[Part of a data file]
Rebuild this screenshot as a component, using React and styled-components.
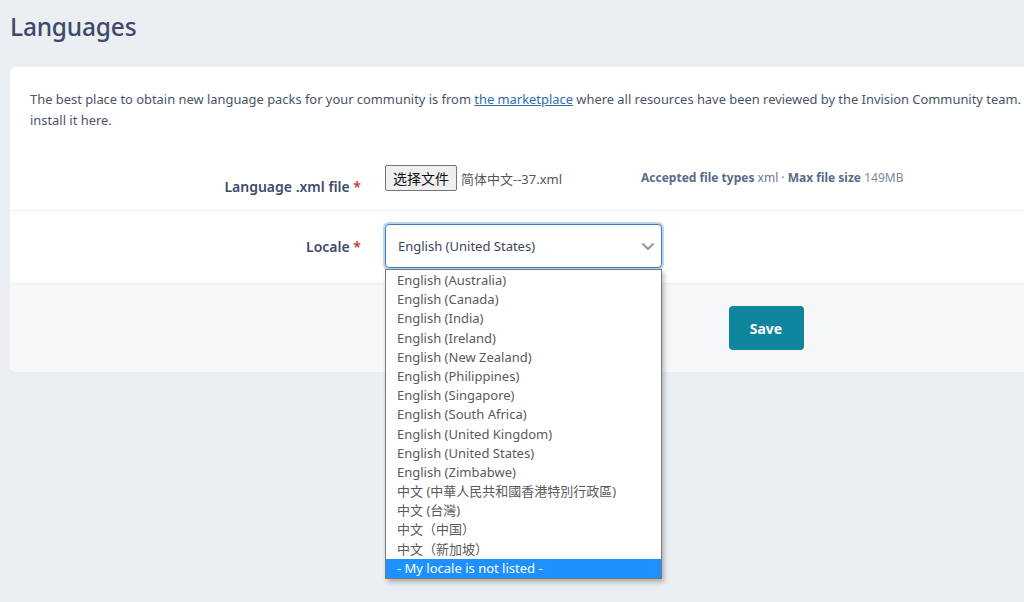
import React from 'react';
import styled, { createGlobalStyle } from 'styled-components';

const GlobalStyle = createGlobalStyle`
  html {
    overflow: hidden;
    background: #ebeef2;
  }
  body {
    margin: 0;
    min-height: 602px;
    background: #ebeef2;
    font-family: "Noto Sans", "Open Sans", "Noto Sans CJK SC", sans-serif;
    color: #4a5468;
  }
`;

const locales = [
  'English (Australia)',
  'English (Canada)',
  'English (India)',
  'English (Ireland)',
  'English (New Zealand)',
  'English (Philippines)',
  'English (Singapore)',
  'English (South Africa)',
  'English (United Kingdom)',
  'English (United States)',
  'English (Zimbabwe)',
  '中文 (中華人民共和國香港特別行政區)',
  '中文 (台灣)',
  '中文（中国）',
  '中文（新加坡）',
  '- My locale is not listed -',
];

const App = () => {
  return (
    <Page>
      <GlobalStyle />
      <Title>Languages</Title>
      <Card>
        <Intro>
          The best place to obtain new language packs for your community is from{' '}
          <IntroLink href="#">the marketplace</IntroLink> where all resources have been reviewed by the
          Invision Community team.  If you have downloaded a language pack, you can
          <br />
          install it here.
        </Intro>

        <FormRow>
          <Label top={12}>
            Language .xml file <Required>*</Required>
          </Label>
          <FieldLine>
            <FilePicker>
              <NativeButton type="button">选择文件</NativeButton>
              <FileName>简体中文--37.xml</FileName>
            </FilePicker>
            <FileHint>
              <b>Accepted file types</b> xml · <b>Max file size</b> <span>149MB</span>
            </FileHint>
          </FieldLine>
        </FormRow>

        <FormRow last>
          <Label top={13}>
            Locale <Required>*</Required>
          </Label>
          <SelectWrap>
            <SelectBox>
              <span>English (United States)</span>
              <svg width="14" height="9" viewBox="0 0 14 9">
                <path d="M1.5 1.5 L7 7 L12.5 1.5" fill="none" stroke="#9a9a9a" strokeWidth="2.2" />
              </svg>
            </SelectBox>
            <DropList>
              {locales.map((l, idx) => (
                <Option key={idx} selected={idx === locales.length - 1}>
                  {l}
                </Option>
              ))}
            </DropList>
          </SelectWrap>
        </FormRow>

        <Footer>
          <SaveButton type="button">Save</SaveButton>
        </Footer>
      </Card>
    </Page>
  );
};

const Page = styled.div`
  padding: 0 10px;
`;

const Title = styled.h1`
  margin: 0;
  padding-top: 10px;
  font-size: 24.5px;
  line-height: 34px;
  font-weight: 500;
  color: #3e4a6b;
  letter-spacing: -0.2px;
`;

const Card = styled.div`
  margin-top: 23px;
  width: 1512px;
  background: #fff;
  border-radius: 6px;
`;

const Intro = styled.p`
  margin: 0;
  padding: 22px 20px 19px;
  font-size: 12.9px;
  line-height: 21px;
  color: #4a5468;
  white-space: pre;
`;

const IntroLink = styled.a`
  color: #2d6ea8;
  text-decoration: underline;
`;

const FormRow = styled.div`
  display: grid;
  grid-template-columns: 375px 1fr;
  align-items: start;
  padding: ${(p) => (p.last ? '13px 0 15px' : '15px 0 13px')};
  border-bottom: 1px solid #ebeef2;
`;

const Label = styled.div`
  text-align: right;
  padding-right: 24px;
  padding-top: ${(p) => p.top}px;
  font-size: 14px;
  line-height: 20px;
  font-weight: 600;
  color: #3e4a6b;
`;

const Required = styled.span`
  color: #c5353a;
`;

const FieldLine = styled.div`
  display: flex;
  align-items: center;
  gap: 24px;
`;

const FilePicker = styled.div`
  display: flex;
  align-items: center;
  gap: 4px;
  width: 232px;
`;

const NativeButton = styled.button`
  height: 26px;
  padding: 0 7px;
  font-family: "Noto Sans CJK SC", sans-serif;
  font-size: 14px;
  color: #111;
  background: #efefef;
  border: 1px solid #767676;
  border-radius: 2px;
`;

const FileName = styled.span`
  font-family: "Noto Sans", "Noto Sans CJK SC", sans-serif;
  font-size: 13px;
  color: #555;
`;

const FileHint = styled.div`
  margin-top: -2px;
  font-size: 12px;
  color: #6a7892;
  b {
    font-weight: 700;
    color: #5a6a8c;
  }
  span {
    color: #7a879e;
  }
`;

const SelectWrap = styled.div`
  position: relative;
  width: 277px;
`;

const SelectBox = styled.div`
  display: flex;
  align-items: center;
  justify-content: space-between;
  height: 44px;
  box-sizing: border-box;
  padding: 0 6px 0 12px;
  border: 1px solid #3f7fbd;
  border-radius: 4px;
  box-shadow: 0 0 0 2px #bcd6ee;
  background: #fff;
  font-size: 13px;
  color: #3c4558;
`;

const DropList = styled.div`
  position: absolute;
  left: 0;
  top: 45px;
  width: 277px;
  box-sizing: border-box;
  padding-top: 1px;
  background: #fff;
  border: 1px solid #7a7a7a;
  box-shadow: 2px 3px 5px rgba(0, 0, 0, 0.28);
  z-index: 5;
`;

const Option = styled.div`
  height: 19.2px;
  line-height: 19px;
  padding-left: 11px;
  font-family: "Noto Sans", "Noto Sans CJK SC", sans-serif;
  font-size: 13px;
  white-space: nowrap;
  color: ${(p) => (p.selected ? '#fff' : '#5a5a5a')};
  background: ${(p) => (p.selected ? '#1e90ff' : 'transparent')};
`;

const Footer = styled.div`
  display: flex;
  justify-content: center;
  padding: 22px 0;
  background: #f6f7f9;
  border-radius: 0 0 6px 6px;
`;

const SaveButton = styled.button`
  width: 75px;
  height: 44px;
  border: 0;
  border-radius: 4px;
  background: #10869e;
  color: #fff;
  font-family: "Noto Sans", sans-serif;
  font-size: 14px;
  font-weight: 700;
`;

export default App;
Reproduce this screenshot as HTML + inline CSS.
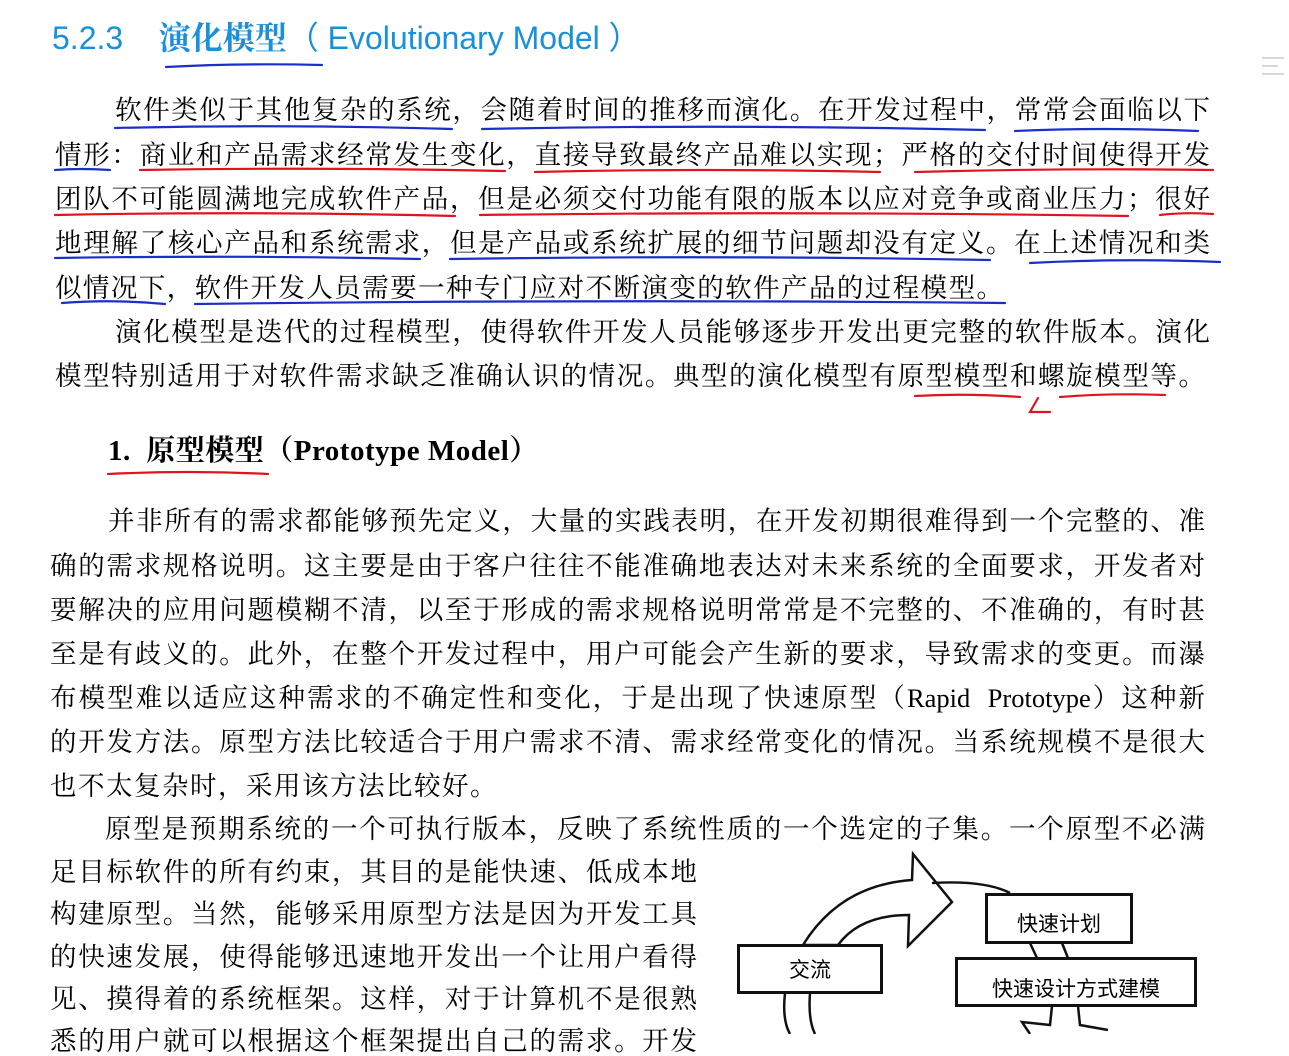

• TASK STATEMENT
The records above must be printed exactly; the pictures stay out.

• EXERCISE SOLUTION
Rebuild this screenshot as a component, using React and styled-components.
import React from 'react';
import styled, { createGlobalStyle } from 'styled-components';

const GlobalStyle = createGlobalStyle`
  html {
    overflow: hidden;
    background: #ebeef2;
  }
  body {
    margin: 0;
    min-height: 602px;
    background: #ebeef2;
    font-family: "Noto Sans", "Open Sans", "Noto Sans CJK SC", sans-serif;
    color: #4a5468;
  }
`;

const locales = [
  'English (Australia)',
  'English (Canada)',
  'English (India)',
  'English (Ireland)',
  'English (New Zealand)',
  'English (Philippines)',
  'English (Singapore)',
  'English (South Africa)',
  'English (United Kingdom)',
  'English (United States)',
  'English (Zimbabwe)',
  '中文 (中華人民共和國香港特別行政區)',
  '中文 (台灣)',
  '中文（中国）',
  '中文（新加坡）',
  '- My locale is not listed -',
];

const App = () => {
  return (
    <Page>
      <GlobalStyle />
      <Title>Languages</Title>
      <Card>
        <Intro>
          The best place to obtain new language packs for your community is from{' '}
          <IntroLink href="#">the marketplace</IntroLink> where all resources have been reviewed by the
          Invision Community team.  If you have downloaded a language pack, you can
          <br />
          install it here.
        </Intro>

        <FormRow>
          <Label top={12}>
            Language .xml file <Required>*</Required>
          </Label>
          <FieldLine>
            <FilePicker>
              <NativeButton type="button">选择文件</NativeButton>
              <FileName>简体中文--37.xml</FileName>
            </FilePicker>
            <FileHint>
              <b>Accepted file types</b> xml · <b>Max file size</b> <span>149MB</span>
            </FileHint>
          </FieldLine>
        </FormRow>

        <FormRow last>
          <Label top={13}>
            Locale <Required>*</Required>
          </Label>
          <SelectWrap>
            <SelectBox>
              <span>English (United States)</span>
              <svg width="14" height="9" viewBox="0 0 14 9">
                <path d="M1.5 1.5 L7 7 L12.5 1.5" fill="none" stroke="#9a9a9a" strokeWidth="2.2" />
              </svg>
            </SelectBox>
            <DropList>
              {locales.map((l, idx) => (
                <Option key={idx} selected={idx === locales.length - 1}>
                  {l}
                </Option>
              ))}
            </DropList>
          </SelectWrap>
        </FormRow>

        <Footer>
          <SaveButton type="button">Save</SaveButton>
        </Footer>
      </Card>
    </Page>
  );
};

const Page = styled.div`
  padding: 0 10px;
`;

const Title = styled.h1`
  margin: 0;
  padding-top: 10px;
  font-size: 24.5px;
  line-height: 34px;
  font-weight: 500;
  color: #3e4a6b;
  letter-spacing: -0.2px;
`;

const Card = styled.div`
  margin-top: 23px;
  width: 1512px;
  background: #fff;
  border-radius: 6px;
`;

const Intro = styled.p`
  margin: 0;
  padding: 22px 20px 19px;
  font-size: 12.9px;
  line-height: 21px;
  color: #4a5468;
  white-space: pre;
`;

const IntroLink = styled.a`
  color: #2d6ea8;
  text-decoration: underline;
`;

const FormRow = styled.div`
  display: grid;
  grid-template-columns: 375px 1fr;
  align-items: start;
  padding: ${(p) => (p.last ? '13px 0 15px' : '15px 0 13px')};
  border-bottom: 1px solid #ebeef2;
`;

const Label = styled.div`
  text-align: right;
  padding-right: 24px;
  padding-top: ${(p) => p.top}px;
  font-size: 14px;
  line-height: 20px;
  font-weight: 600;
  color: #3e4a6b;
`;

const Required = styled.span`
  color: #c5353a;
`;

const FieldLine = styled.div`
  display: flex;
  align-items: center;
  gap: 24px;
`;

const FilePicker = styled.div`
  display: flex;
  align-items: center;
  gap: 4px;
  width: 232px;
`;

const NativeButton = styled.button`
  height: 26px;
  padding: 0 7px;
  font-family: "Noto Sans CJK SC", sans-serif;
  font-size: 14px;
  color: #111;
  background: #efefef;
  border: 1px solid #767676;
  border-radius: 2px;
`;

const FileName = styled.span`
  font-family: "Noto Sans", "Noto Sans CJK SC", sans-serif;
  font-size: 13px;
  color: #555;
`;

const FileHint = styled.div`
  margin-top: -2px;
  font-size: 12px;
  color: #6a7892;
  b {
    font-weight: 700;
    color: #5a6a8c;
  }
  span {
    color: #7a879e;
  }
`;

const SelectWrap = styled.div`
  position: relative;
  width: 277px;
`;

const SelectBox = styled.div`
  display: flex;
  align-items: center;
  justify-content: space-between;
  height: 44px;
  box-sizing: border-box;
  padding: 0 6px 0 12px;
  border: 1px solid #3f7fbd;
  border-radius: 4px;
  box-shadow: 0 0 0 2px #bcd6ee;
  background: #fff;
  font-size: 13px;
  color: #3c4558;
`;

const DropList = styled.div`
  position: absolute;
  left: 0;
  top: 45px;
  width: 277px;
  box-sizing: border-box;
  padding-top: 1px;
  background: #fff;
  border: 1px solid #7a7a7a;
  box-shadow: 2px 3px 5px rgba(0, 0, 0, 0.28);
  z-index: 5;
`;

const Option = styled.div`
  height: 19.2px;
  line-height: 19px;
  padding-left: 11px;
  font-family: "Noto Sans", "Noto Sans CJK SC", sans-serif;
  font-size: 13px;
  white-space: nowrap;
  color: ${(p) => (p.selected ? '#fff' : '#5a5a5a')};
  background: ${(p) => (p.selected ? '#1e90ff' : 'transparent')};
`;

const Footer = styled.div`
  display: flex;
  justify-content: center;
  padding: 22px 0;
  background: #f6f7f9;
  border-radius: 0 0 6px 6px;
`;

const SaveButton = styled.button`
  width: 75px;
  height: 44px;
  border: 0;
  border-radius: 4px;
  background: #10869e;
  color: #fff;
  font-family: "Noto Sans", sans-serif;
  font-size: 14px;
  font-weight: 700;
`;

export default App;
Reproduce this screenshot as HTML + inline CSS.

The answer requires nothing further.